Life Sciences Survey Reveals IT Outlooks and Plans for 2013

April 4, 2013

By Bio-IT World Staff

April 4, 2013 | The first in an annual series, Bio-IT World's 2013 Life Sciences IT Survey captures a host of trends in bio-IT for the coming year. The forecast: increasing budgets, almost certain data increases, and more clouds.

Bio-IT World’s report dissects the responses of 121 senior executives in life sciences IT—CIOs and VPs—from a larger sample of 200 respondents. (60% of respondents herein are CIOs, the remainder VPs or senior VPs of IT.) Just under half the respondents work in biotech or pharma; the remainder work in government, hospital, academia, or vendor organizations.

The survey reports a robust trend for IT investment: 45% expect their IT budgets to increase this year, whereas only 8% anticipate a decrease. Two thirds of respondents are planning increases of 6-15%, while 20% expect even higher increases in spending. Even so, more than 60% said that budget constraints form the biggest challenge for 2013.

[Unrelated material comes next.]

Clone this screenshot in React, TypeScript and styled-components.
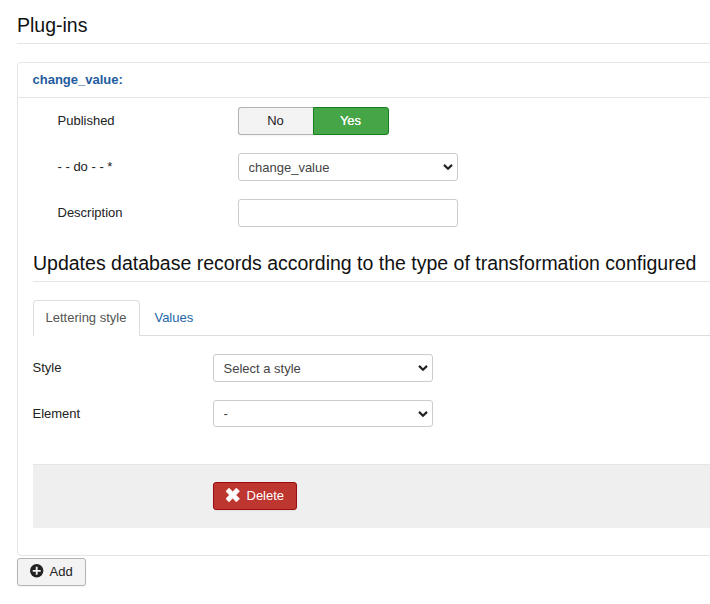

Cloud computing was the most highly cited area for IT spending in 2013, being highlighted by a small majority of respondents. Other key areas include security, workflow technologies and mobile technologies. One quarter of respondents said social media was a priority area for 2013.

In terms of the cloud, two thirds of respondents spend thousands a month on cloud storage, with 12% reporting expenditures greater than $25,000/month.

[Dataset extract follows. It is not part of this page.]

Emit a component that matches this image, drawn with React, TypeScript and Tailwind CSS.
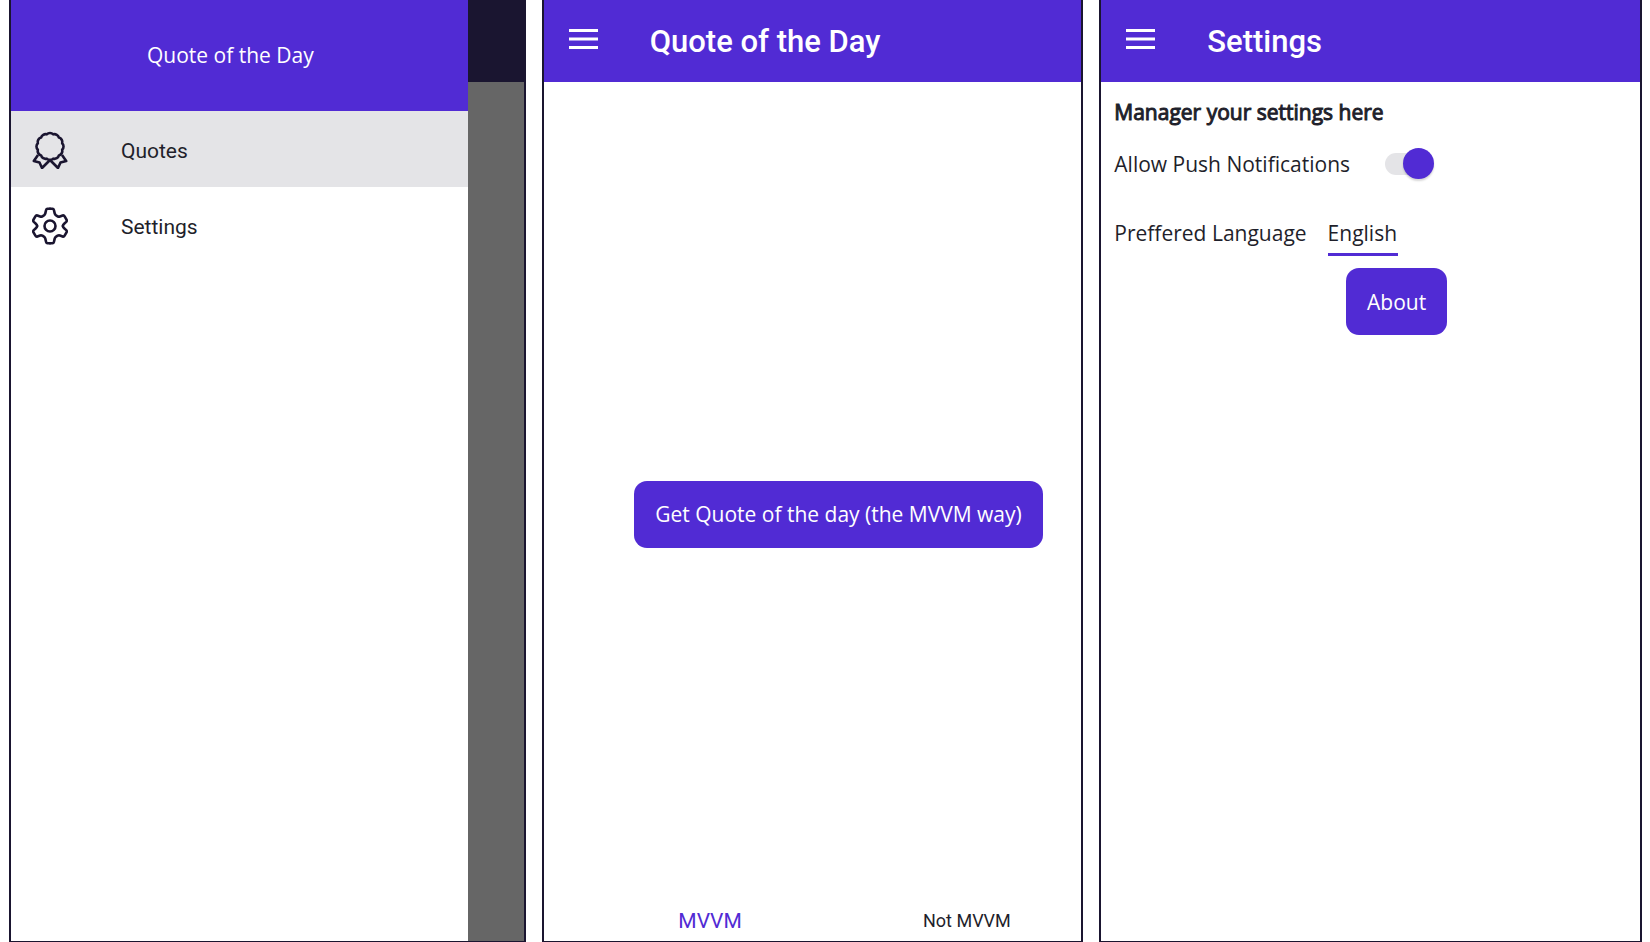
import { useState } from "react";

const MenuIcon = () => (
  <svg viewBox="0 0 29 21" className="h-[21px] w-[29px]" stroke="white" strokeWidth="3" fill="none" aria-hidden="true">
    <path d="M0 1.5H29M0 10H29M0 18.5H29" />
  </svg>
);

const LOBES = 12;
const rosettePoint = (i: number) => {
  const a = (Math.PI * (2 * i + 1)) / LOBES - Math.PI / 2;
  return `${(18 + 12.6 * Math.cos(a)).toFixed(2)} ${(15.5 + 12.6 * Math.sin(a)).toFixed(2)}`;
};
const rosette =
  `M${rosettePoint(0)}` +
  Array.from({ length: LOBES }, (_, i) => `A4.6 4.6 0 0 1 ${rosettePoint(i + 1)}`).join("") +
  "Z";

const AwardIcon = () => (
  <svg viewBox="0 0 36 38" className="h-[38px] w-[36px]" stroke="#1a1530" strokeWidth="2.6" strokeLinejoin="round" fill="none" aria-hidden="true">
    <path d={rosette} />
    <path d="M6 24L1.800 30L7.500 31.500L10 37L18 29L26 37L28.500 31.500L34.200 30L30 24" />
  </svg>
);

const gearQuarter =
  "M18 1.800H20.500Q21.600 1.800 21.900 3L22.700 6.400Q23 7.700 24.100 8.400L25.600 9.300Q26.700 9.900 27.900 9.500L30.600 8.500Q31.900 8.100 32.600 9.300L34.500 12.700Q35.100 13.900 34.200 14.900L31.900 17Q30.900 17.900 30.900 19";

const GearIcon = () => (
  <svg viewBox="0 0 36 38" className="h-[38px] w-[36px]" stroke="#1a1530" strokeWidth="2.6" strokeLinecap="round" strokeLinejoin="round" fill="none" aria-hidden="true">
    <path d={gearQuarter} />
    <path d={gearQuarter} transform="matrix(-1 0 0 1 36 0)" />
    <path d={gearQuarter} transform="matrix(1 0 0 -1 0 38)" />
    <path d={gearQuarter} transform="matrix(-1 0 0 -1 36 38)" />
    <circle cx="18" cy="19" r="5.5" />
  </svg>
);

const panel = "flex min-h-screen flex-col border-x-2 border-b border-[#1a1530] bg-white";

const AppBar = ({ title }: { title: string }) => (
  <header className="flex h-[82px] items-center gap-[52px] bg-[#512bd4] pl-[25px]">
    <button type="button" aria-label="Open menu" className="pb-[3px]">
      <MenuIcon />
    </button>
    <h1 className="pt-0.5 font-['Roboto'] text-[31px] font-medium leading-[36px] text-white">{title}</h1>
  </header>
);

const primary = "h-[67px] rounded-[13px] bg-[#512bd4] px-[21px] text-[21px] text-white";
const drawerItem = "flex h-[76px] items-center gap-[53px] pl-[21px] pt-0.5";

export default function App() {
  const [push, setPush] = useState(true);
  return (
    <main className="grid min-h-screen grid-cols-[516fr_541fr_542fr] gap-4 bg-white pl-[9px] pr-2 font-['Open_Sans',sans-serif] text-[21px] leading-[30px] text-[#1f1f2b]">
      <section className={panel}>
        <div className="flex grow">
          <div className="flex grow flex-col">
            <div className="flex h-[111px] items-center justify-center bg-[#512bd4] pb-0.5 pr-[18px] text-white">Quote of the Day</div>
            <nav className="flex flex-col font-['Roboto']">
              <a href="#quotes" className={`${drawerItem} bg-[#e4e4e7]`}>
                <AwardIcon />
                <span className="pt-0.5">Quotes</span>
              </a>
              <a href="#settings" className={drawerItem}>
                <GearIcon />
                <span className="pt-0.5">Settings</span>
              </a>
            </nav>
          </div>
          <div className="flex w-[56px] flex-col bg-[#666666]">
            <div className="h-[82px] bg-[#1a1530]" />
          </div>
        </div>
      </section>

      <section className={panel}>
        <AppBar title="Quote of the Day" />
        <div className="flex grow items-center justify-center pl-[52px] pt-10">
          <button type="button" className={primary}>Get Quote of the day (the MVVM way)</button>
        </div>
        <nav className="grid grid-cols-2 items-center gap-7 pb-[5px] pl-[52px] text-center font-['Roboto']">
          <a href="#mvvm" className="text-[#512bd4]">MVVM</a>
          <a href="#not-mvvm" className="text-[18px]">Not MVVM</a>
        </nav>
      </section>

      <section className={panel}>
        <AppBar title="Settings" />
        <div className="flex flex-col items-start px-[13px] pt-[15px]">
          <h2 className="[-webkit-text-stroke:1px]">Manager your settings here</h2>
          <div className="flex items-center gap-[35px] pt-[21px]">
            <label htmlFor="push">Allow Push Notifications</label>
            <span className="relative flex h-[31px] w-[48px] items-center">
              <input
                id="push"
                type="checkbox"
                role="switch"
                checked={push}
                onChange={(e) => setPush(e.target.checked)}
                className="peer h-[22px] w-[36px] appearance-none rounded-full bg-[#e4e4e7]"
              />
              <span className="pointer-events-none absolute left-0 size-[31px] rounded-full bg-[#512bd4] shadow-[0_2px_2px_#0000002a] peer-checked:left-[18px]" />
            </span>
          </div>
          <div className="flex items-start gap-[21px] pt-[39px]">
            <label htmlFor="language">Preffered Language</label>
            <select id="language" className="appearance-none border-b-[3px] border-[#512bd4] pb-[5px]">
              <option>English</option>
            </select>
          </div>
        </div>
        <div className="flex justify-center pl-[52px] pt-3">
          <button type="button" className={primary}>About</button>
        </div>
      </section>
    </main>
  );
}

Half of respondents have engaged outside IT consultants. The most cited IT priorities were areas such as business intelligence and project management. Specific challenges include data storage, security, and staffing levels.

In terms of data storage, one quarter of respondents are already in the Petabyte storage range, with 7.5% storing more than 10 PB data. Fully 90% respondents expected their data repositories to grow in 2013. Roughly equal numbers (25-30%) reported using public clouds vs private clouds vs a hybrid cloud platform strategy.

While some 30% respondents reported using Amazon Web Services for their public cloud platform, the report details a long list of other vendor suppliers for cloud and in-house storage platforms. The most popular cloud application is email, but others scoring highly include Intranet and CRM. Nearly two thirds of respondents believe that all their IT platforms will be cloud-based within five years.